The Inspector General report links “an AZGFD subcontractor and possibly an AZGFD employee to criminal wrongdoing in the capture of Macho B.”

“This report makes our very strong case even stronger because it confirms the violations,” Robinson said. “Arizona Game and Fish still maintains that it has the right to capture another jaguar, but the judge will read that the conduct the agency defends has already been found to be illegal.”

The Inspector General report also contradicts other statements made by the Arizona Game and Fish Department, including that the jaguar sustained no injuries at his first capture on February 18, 2009. The report found that a canine tooth was broken off while the animal was in the snare, not prior to the snaring as the department had claimed.

Macho B was recaptured on March 2, 2009 in ill health and euthanized.

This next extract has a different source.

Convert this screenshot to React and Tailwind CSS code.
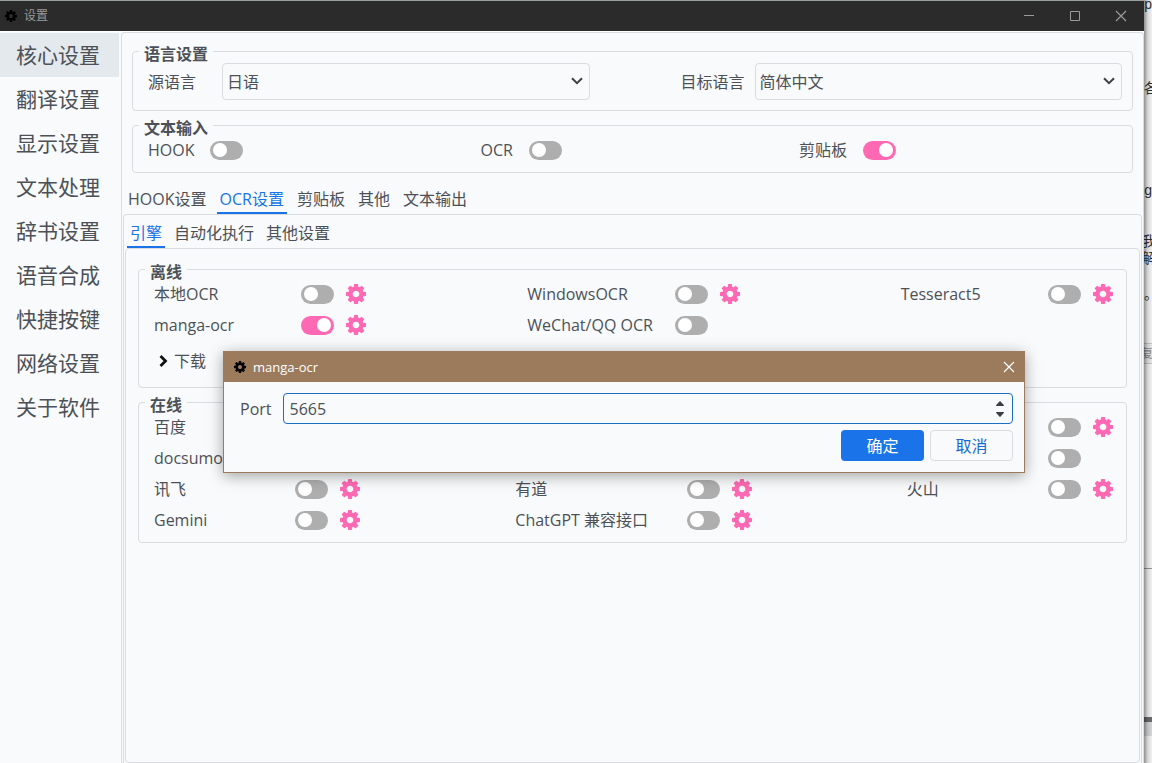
import React from "react";

const GEAR =
  "M1152 896q0-106-75-181t-181-75-181 75-75 181 75 181 181 75 181-75 75-181zm512-109v222q0 12-8 23t-20 13l-185 28q-19 54-39 91 35 50 107 138 10 12 10 25t-9 23q-27 37-99 108t-94 71q-12 0-26-9l-138-108q-44 23-91 38-16 136-29 186-7 28-36 28h-222q-14 0-24.5-8.5t-11.5-21.5l-28-184q-49-16-90-37l-141 107q-10 9-25 9-14 0-25-11-126-114-165-168-7-10-7-23 0-12 8-23 15-21 51-66.5t54-70.5q-27-50-41-99l-183-27q-13-2-21-12.5t-8-23.5v-222q0-12 8-23t19-13l186-28q14-46 39-92-40-57-107-138-10-12-10-24 0-10 9-23 26-36 98.5-107.5t94.5-71.5q13 0 26 10l138 107q44-23 91-38 16-136 29-186 7-28 36-28h222q14 0 24.5 8.5t11.5 21.5l28 184q49 16 90 37l142-107q9-9 24-9 13 0 25 10 129 119 165 170 7 8 7 22 0 12-8 23-15 21-51 66.5t-54 70.5q26 50 41 98l183 28q13 2 21 12.5t8 23.5z";

function Gear({ className }) {
  return (
    <svg viewBox="128 128 1536 1536" className={className} fill="currentColor" aria-hidden="true">
      <path d={GEAR} />
    </svg>
  );
}

function Cross({ className }) {
  return (
    <svg viewBox="0 0 12 12" className={className} fill="none" stroke="currentColor" strokeWidth="1.2" aria-hidden="true">
      <path d="M1 1l10 10M11 1L1 11" />
    </svg>
  );
}

function Toggle({ id, on, label }) {
  return (
    <input
      id={id}
      type="checkbox"
      defaultChecked={on}
      aria-label={label}
      className="flex h-[19px] w-[33px] shrink-0 appearance-none items-center rounded-full bg-[#aeaeae] px-[3px] before:size-[14px] before:rounded-full before:bg-white checked:justify-end checked:bg-[#ff69b4]"
    />
  );
}

function Group({ title, className, children }) {
  return (
    <fieldset className={"min-w-0 rounded-[4px] border border-[#dadce0] " + className}>
      <legend className="px-[5px] pt-[6px] font-bold leading-4">{title}</legend>
      {children}
    </fieldset>
  );
}

function LanguageField({ id, label, value }) {
  return (
    <div className="flex items-center gap-[10px]">
      <label htmlFor={id} className="w-16 shrink-0">{label}</label>
      <div className="relative min-w-0 flex-1">
        <select id={id} defaultValue={value} className="h-[37px] w-full appearance-none rounded-[4px] border border-[#dadce0] bg-transparent px-1">
          <option>{value}</option>
        </select>
        <svg viewBox="0 0 12 8" className="pointer-events-none absolute top-[14px] right-[7px] h-2 w-3" fill="none" stroke="#3c4043" strokeWidth="2" aria-hidden="true">
          <path d="M1 1.2l5 5 5-5" />
        </svg>
      </div>
    </div>
  );
}

function InputSource({ id, label, on }) {
  return (
    <div className="flex h-7 flex-auto items-center gap-4">
      <label htmlFor={id}>{label}</label>
      <Toggle id={id} on={on} />
    </div>
  );
}

function Engine({ id, label, on, gear }) {
  return (
    <div className="flex h-7 items-center">
      {label && <label htmlFor={id} className="whitespace-nowrap">{label}</label>}
      <div className="ml-auto flex items-center gap-3">
        <Toggle id={id} on={on} label={label ? undefined : "引擎"} />
        {gear ? (
          <button type="button" aria-label="设置" className="text-[#ff69b4]">
            <Gear className="size-5" />
          </button>
        ) : (
          <span className="w-5" />
        )}
      </div>
    </div>
  );
}

function Tabs({ items, active, className }) {
  return (
    <div role="tablist" className={"flex " + className}>
      {items.map((t) => (
        <button
          key={t}
          type="button"
          role="tab"
          aria-selected={t === active}
          className="border-b-2 border-transparent px-[3px] pt-[2px] leading-[26px] aria-selected:border-[#1a73e8] aria-selected:text-[#1a73e8]"
        >
          {t}
        </button>
      ))}
    </div>
  );
}

const NAV = ["核心设置", "翻译设置", "显示设置", "文本处理", "辞书设置", "语音合成", "快捷按键", "网络设置", "关于软件"];

const OFFLINE = [
  { id: "local", label: "本地OCR", gear: true },
  { id: "windows", label: "WindowsOCR", gear: true },
  { id: "tesseract", label: "Tesseract5", gear: true },
  { id: "manga", label: "manga-ocr", on: true, gear: true },
  { id: "wechat", label: "WeChat/QQ OCR" },
];

const ONLINE = [
  { id: "baidu", label: "百度", gear: true },
  null,
  { id: "online3", gear: true },
  { id: "docsumo", label: "docsumo", gear: true },
  null,
  { id: "online6" },
  { id: "xunfei", label: "讯飞", gear: true },
  { id: "youdao", label: "有道", gear: true },
  { id: "volcano", label: "火山", gear: true },
  { id: "gemini", label: "Gemini", gear: true },
  { id: "chatgpt", label: "ChatGPT 兼容接口", gear: true },
];

function TitleBar() {
  return (
    <header className="flex h-[31px] shrink-0 items-center border-t border-[#9aa09c] bg-[#2b2b2b] pl-[5px] text-[#9b9b9b]">
      <Gear className="size-3 text-black" />
      <h1 className="ml-[7px] flex-1 text-xs">设置</h1>
      <button type="button" aria-label="最小化" className="flex h-full w-[46px] items-center justify-center">
        <svg viewBox="0 0 10 10" className="size-[10px]" stroke="currentColor" aria-hidden="true"><path d="M0 4.5h10" /></svg>
      </button>
      <button type="button" aria-label="最大化" className="flex h-full w-[46px] items-center justify-center">
        <svg viewBox="0 0 10 10" className="size-[10px]" fill="none" stroke="currentColor" aria-hidden="true"><path d="M.5.5h9v9h-9z" /></svg>
      </button>
      <button type="button" aria-label="关闭" className="flex h-full w-[46px] items-center justify-center">
        <Cross className="size-3" />
      </button>
    </header>
  );
}

function PortDialog() {
  return (
    <section
      role="dialog"
      aria-label="manga-ocr"
      className="absolute top-[351px] right-[119px] left-[223px] border border-[#9c7a5c] bg-[#f8fafb] shadow-[0_3px_14px_rgba(0,0,0,0.35)]"
    >
      <header className="flex h-[30px] items-center bg-[#9c7a5c] pl-[10px] text-white">
        <Gear className="size-3 text-black" />
        <h2 className="ml-[7px] flex-1 text-[13px]">manga-ocr</h2>
        <button type="button" aria-label="关闭" className="flex h-full w-[30px] items-center justify-center">
          <Cross className="size-3" />
        </button>
      </header>
      <form className="flex flex-col gap-[6px] py-[11px] pr-[11px] pl-4">
        <div className="flex items-center gap-[11px]">
          <label htmlFor="port">Port</label>
          <div className="flex h-[31px] min-w-0 flex-1 items-center rounded-[4px] border border-[#1a6fc4] pr-2">
            <input
              id="port"
              type="number"
              defaultValue="5665"
              className="min-w-0 flex-1 bg-transparent pl-[6px] outline-none [appearance:textfield] [&::-webkit-inner-spin-button]:appearance-none"
            />
            <div className="flex flex-col gap-[6px] text-[#3c4043]">
              <button type="button" aria-label="增加" className="block">
                <svg viewBox="0 0 8 5" className="h-[5px] w-2" fill="currentColor" aria-hidden="true"><path d="M0 4.2L3.4.6q.6-.6 1.2 0L8 4.2q0 .8-.6.8H.6Q0 5 0 4.2z" /></svg>
              </button>
              <button type="button" aria-label="减少" className="block">
                <svg viewBox="0 0 8 5" className="h-[5px] w-2" fill="currentColor" aria-hidden="true"><path d="M0 .8L3.4 4.4q.6.6 1.2 0L8 .8Q8 0 7.4 0H.6Q0 0 0 .8z" /></svg>
              </button>
            </div>
          </div>
        </div>
        <div className="flex justify-end gap-[6px]">
          <button type="button" className="h-[31px] w-[83px] rounded-[4px] bg-[#1a73e8] text-white">确定</button>
          <button type="button" className="h-[31px] w-[83px] rounded-[4px] border border-[#dadce0] text-[#1967d2]">取消</button>
        </div>
      </form>
    </section>
  );
}

function Backdrop() {
  return (
    <div aria-hidden="true" className="relative w-2 shrink-0 overflow-hidden bg-[#f1f1f1] font-['Liberation_Sans','Noto_Sans_CJK_SC',sans-serif] text-sm leading-4 whitespace-nowrap text-[#333]">
      <span className="absolute top-[-4px] right-0">np</span>
      <span className="absolute top-[80px] left-0">各</span>
      <span className="absolute top-[182px] right-0">ng</span>
      <span className="absolute top-[233px] right-[-4px]">我</span>
      <span className="absolute top-[250px] right-[-4px]">解</span>
      <span className="absolute top-[286px] left-0">。</span>
      <span className="absolute top-[343px] -left-1 h-[21px] w-6 border border-[#c4c4c4] bg-[#e6e6e6] text-xs leading-5 text-[#888]">复</span>
      <span className="absolute top-[568px] h-px w-full bg-[#999]" />
      <span className="absolute top-[717px] h-[5px] w-full bg-[#6b6b6e]" />
      <span className="absolute top-[722px] h-[14px] w-full bg-[#d5d6d8]" />
      <span className="absolute inset-0 bg-linear-to-r from-black/40 via-black/10 to-transparent" />
    </div>
  );
}

export default function App() {
  return (
    <div className="flex min-h-screen font-['Open_Sans','Noto_Sans_CJK_SC',sans-serif] text-base leading-6 text-[#4d5157]">
      <div className="relative flex min-w-0 flex-1 flex-col bg-[#f8fafb]">
        <TitleBar />
        <div className="flex flex-1 border-t border-white">
          <nav className="w-[119px] shrink-0 pt-px">
            {NAV.map((n, i) => (
              <button
                key={n}
                type="button"
                aria-current={i === 0 ? "page" : undefined}
                className="block h-11 w-full pl-4 text-left text-[21px] aria-[current=page]:bg-[#e4e9ed]"
              >
                {n}
              </button>
            ))}
          </nav>
          <main className="ml-[2px] flex min-w-0 flex-1 flex-col rounded-t-[4px] border border-b-0 border-[#dadce0] px-px">
            <div className="flex flex-col gap-[3px] px-[9px] pt-[7px]">
              <Group title="语言设置" className="px-[10px] pb-[10px] pl-[15px] [&>legend]:-ml-[9px]">
                <div className="grid grid-cols-2 gap-[91px] pt-px">
                  <LanguageField id="src" label="源语言" value="日语" />
                  <LanguageField id="dst" label="目标语言" value="简体中文" />
                </div>
              </Group>
              <Group title="文本输入" className="px-[10px] pb-2 pl-[15px] [&>legend]:-ml-[9px]">
                <div className="flex gap-[11px]">
                  <InputSource id="hook" label="HOOK" />
                  <InputSource id="ocr" label="OCR" />
                  <InputSource id="clip" label="剪贴板" on />
                </div>
              </Group>
            </div>
            <Tabs items={["HOOK设置", "OCR设置", "剪贴板", "其他", "文本输出"]} active="OCR设置" className="mt-[11px] gap-[7px] px-[2px]" />
            <div className="flex flex-1 flex-col rounded-t-[4px] border border-b-0 border-[#dadce0] px-px">
              <Tabs items={["引擎", "自动化执行", "其他设置"]} active="引擎" className="mt-[3px] gap-[6px] px-[2px]" />
              <div className="flex flex-1 flex-col gap-[3px] rounded-[4px] border border-[#dadce0] px-3 pt-[9px]">
                <Group title="离线" className="px-[13px] pb-3 pl-[15px] [&>legend]:-ml-[9px]">
                  <div className="grid grid-cols-3 gap-x-[161px] gap-y-[3px]">
                    {OFFLINE.map((e) => <Engine key={e.id} {...e} />)}
                  </div>
                  <button type="button" className="mt-2 flex h-7 items-center gap-[6px] pl-[5px]">
                    <svg viewBox="0 0 9 12" className="h-3 w-[9px]" fill="none" stroke="#111" strokeWidth="2.8" aria-hidden="true"><path d="M1.5 1l5 5-5 5" /></svg>
                    下载
                  </button>
                </Group>
                <Group title="在线" className="px-[13px] pb-2 pl-[15px] [&>legend]:-ml-[9px]">
                  <div className="grid grid-cols-[206fr_236fr_206fr] gap-x-[155px] gap-y-[3px]">
                    {ONLINE.map((e, i) => (e ? <Engine key={e.id} {...e} /> : <span key={i} />))}
                  </div>
                </Group>
              </div>
            </div>
          </main>
        </div>
        <PortDialog />
      </div>
      <Backdrop />
    </div>
  );
}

The Inspector General report states that a “cosmetic” necropsy of the jaguar that was intended to preserve the pelt, undertaken instead of a full necropsy, resulted in loss of information and thus “leaving doubt as to the cause of death.” It identifies the U.S. Fish and Wildlife Service’s Arizona state office field supervisor, Steve Spangle, as having wrongly approved the skinning of the cat because he was unfamiliar with the word “necropsy,” which means “autopsy” but generally refers to the postmortem examination of an animal’s body and not a human’s.